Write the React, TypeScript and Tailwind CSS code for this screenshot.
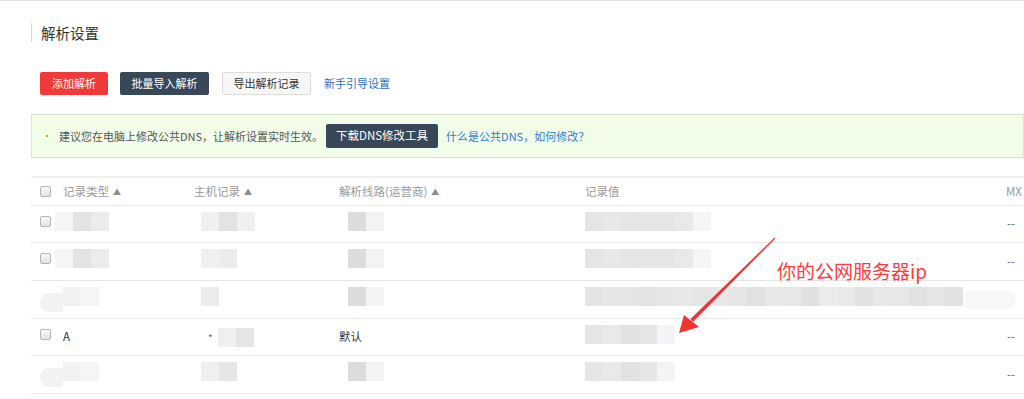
import React from 'react';

const font = { fontFamily: '"Noto Sans CJK SC", "Liberation Sans", sans-serif' };

type Cell = string[];

interface Row {
  height: string;
  check: boolean;
  blob?: boolean;
  type: Cell | string;
  host: Cell | string;
  line: Cell | string;
  value: Cell;
  mx: Cell | string;
}

const rows: Row[] = [
  {
    height: 'h-[37px]',
    check: true,
    type: ['#f5f5f5', '#e3e3e3', '#ececec'],
    host: ['#f0f0f0', '#e3e3e3', '#eff0f0'],
    line: ['#dcdcdc', '#f3f3f3'],
    value: ['#e5e5e6', '#e8e8e8', '#e5e5e5', '#e6e6e6', '#e6e6e6', '#e9e9e9', '#f4f5f7'],
    mx: '--',
  },
  {
    height: 'h-[38px]',
    check: true,
    type: ['#f5f5f5', '#e3e3e3', '#ececec'],
    host: ['#f0f0f0', '#ececec'],
    line: ['#dcdcdc', '#f3f3f3'],
    value: ['#e5e5e6', '#e8e8e8', '#e5e5e5', '#e6e6e6', '#e6e6e6', '#e9e9e9', '#f4f5f7'],
    mx: '--',
  },
  {
    height: 'h-[38px]',
    check: false,
    blob: true,
    type: ['#f2f2f2', '#f5f5f5'],
    host: ['#ececec'],
    line: ['#dcdcdc', '#f3f3f3'],
    value: [
      '#e4e4e4', '#e6e6e6', '#e5e5e5', '#e3e3e3', '#e6e6e6', '#e8e8e8', '#e5e5e5',
      '#e9e9e9', '#e6e6e6', '#e1e1e1', '#e8e8e8', '#e7e7e7', '#e0e0e0', '#ebebeb',
      '#e9e9e9', '#e2e2e2', '#e8e8e8', '#e7e7e7', '#e1e1e1', '#e6e6e6', '#e2e2e4',
    ],
    mx: ['#f8f8f8'],
  },
  {
    height: 'h-[37px]',
    check: true,
    type: 'A',
    host: '*',
    line: '默认',
    value: ['#e6e6e6', '#e9e9e9', '#e2e2e2', '#e6e6e6', '#f3f4f6'],
    mx: '--',
  },
  {
    height: 'h-[38px]',
    check: false,
    blob: true,
    type: ['#f2f2f2', '#f5f5f5'],
    host: ['#efefef', '#e6e6e6'],
    line: ['#dcdcdc', '#f3f3f3'],
    value: ['#e6e6e6', '#e9e9e9', '#e2e2e2', '#e6e6e6', '#f3f4f6'],
    mx: '--',
  },
];

const Checkbox: React.FC = () => (
  <span className="inline-block w-[11px] h-[11px] rounded-[2px] border border-[#b5b5b5] bg-gradient-to-b from-[#fafafa] to-[#e2e2e2]" />
);

const Mosaic: React.FC<{ cells: Cell; className?: string }> = ({ cells, className }) => (
  <div className={`flex mt-[6px] ${className ?? ''}`}>
    {cells.map((c, i) => (
      <span key={i} className="w-[18px] h-[19px]" style={{ backgroundColor: c }} />
    ))}
  </div>
);

const SortHead: React.FC<{ label: string }> = ({ label }) => (
  <span className="flex items-center gap-[4px]">
    {label}
    <span className="text-[8px] text-[#8a8a8a]">▲</span>
  </span>
);

const App: React.FC = () => {
  return (
    <div className="relative w-[1024px] h-[399px] overflow-hidden bg-white border-t border-[#dedede] text-[11.5px] text-[#333]" style={font}>
      <div className="pl-[31px]">
        <div className="mt-[22px] flex items-center h-[19px] border-l border-[#d8d8d8] pl-[9px]">
          <h1 className="text-[14.5px] text-[#333] leading-[19px]">解析设置</h1>
        </div>

        <div className="mt-[30px] pl-[9px] flex items-center h-[23px] text-[11px]">
          <button className="h-[23px] w-[68px] rounded-[2px] bg-[#f03a3a] text-white">添加解析</button>
          <button className="ml-[12px] h-[23px] w-[89px] rounded-[2px] bg-[#384859] text-white">批量导入解析</button>
          <button className="ml-[13px] h-[23px] w-[89px] rounded-[2px] bg-[#f6f6f6] border border-[#dcdcdc] text-[#333]">导出解析记录</button>
          <a className="ml-[13px] text-[#2a6fc4]">新手引导设置</a>
        </div>

        <div className="mt-[19px] h-[44px] border border-[#d7eac8] bg-[#f1fde9] flex items-center pl-[14px] text-[11px]">
          <span className="w-[2px] h-[2px] bg-[#dba400]" />
          <span className="ml-[11px] text-[#555]">建议您在电脑上修改公共DNS，让解析设置实时生效。</span>
          <button className="ml-[3px] h-[24px] w-[112px] rounded-[2px] bg-[#384859] text-white text-[11.5px]">下载DNS修改工具</button>
          <a className="ml-[8px] text-[#2f7ccb]">什么是公共DNS，如何修改？</a>
        </div>

        <div className="mt-[18px] border-t-2 border-[#efefef]">
          <div className="grid grid-cols-[32px_131px_145px_246px_421px_1fr] h-[28px] items-center border-b border-[#e6e6e6] text-[#9a9a9a]">
            <div className="pl-[9px] flex items-center"><Checkbox /></div>
            <SortHead label="记录类型" />
            <SortHead label="主机记录" />
            <SortHead label="解析线路(运营商)" />
            <span>记录值</span>
            <span>MX</span>
          </div>

          {rows.map((r, i) => (
            <div key={i} className={`grid grid-cols-[32px_131px_145px_246px_421px_1fr] ${r.height} border-b border-[#e6e6e6]`}>
              <div className="pl-[9px] flex items-start pt-[10px]">
                {r.check ? <Checkbox /> : <span className="mt-[2px] w-[23px] h-[19px] rounded-l-full bg-[#f2f2f2]" />}
              </div>
              <div className="flex items-center">
                {typeof r.type === 'string' ? (
                  <span>{r.type}</span>
                ) : (
                  <div className="self-start">
                    <Mosaic cells={r.type} className={r.blob ? '' : '-ml-[8px]'} />
                  </div>
                )}
              </div>
              <div className="flex items-center">
                {typeof r.host === 'string' ? (
                  <span className="flex items-center">
                    <span className="text-[10px] text-[#666] ml-[14px]">{r.host}</span>
                    <span className="ml-[5px] w-[18px] h-[19px] bg-[#f0f0f0]" />
                    <span className="w-[18px] h-[19px] bg-[#e5e5e5]" />
                  </span>
                ) : (
                  <div className="self-start ml-[7px]">
                    <Mosaic cells={r.host} />
                  </div>
                )}
              </div>
              <div className="flex items-center">
                {typeof r.line === 'string' ? (
                  <span>{r.line}</span>
                ) : (
                  <div className="self-start ml-[9px]">
                    <Mosaic cells={r.line} />
                  </div>
                )}
              </div>
              <div className="self-start">
                <Mosaic cells={r.value} />
              </div>
              <div className="flex items-center">
                {typeof r.mx === 'string' ? (
                  <span className="text-[#666] ml-[1px]">{r.mx}</span>
                ) : (
                  <span className="-ml-[42px] w-[52px] h-[19px] rounded-r-full bg-[#f8f8f8]" />
                )}
              </div>
            </div>
          ))}
        </div>
      </div>

      <span className="absolute left-[777px] top-[258px] text-[19px] leading-[24px] text-[#ff3b3b]" style={{ fontFamily: '"Noto Sans CJK SC", sans-serif' }}>
        你的公网服务器ip
      </span>
      <svg className="absolute left-0 top-0 pointer-events-none" width="1024" height="399" viewBox="0 0 1024 399">
        <polygon points="775.4,237.4 774.6,236.6 690.4,317.9 693.2,320.7" fill="#f53232" />
        <polygon points="679,332 684,314 699,326" fill="#f53232" />
      </svg>
    </div>
  );
};

export default App;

*Exercise description*. Pictures stay out. Print the data exactly, from its first line through the line containing "type Cell = string[];".

*Final result*.
Write the React, TypeScript and Tailwind CSS code for this screenshot.
import React from 'react';

const font = { fontFamily: '"Noto Sans CJK SC", "Liberation Sans", sans-serif' };

type Cell = string[];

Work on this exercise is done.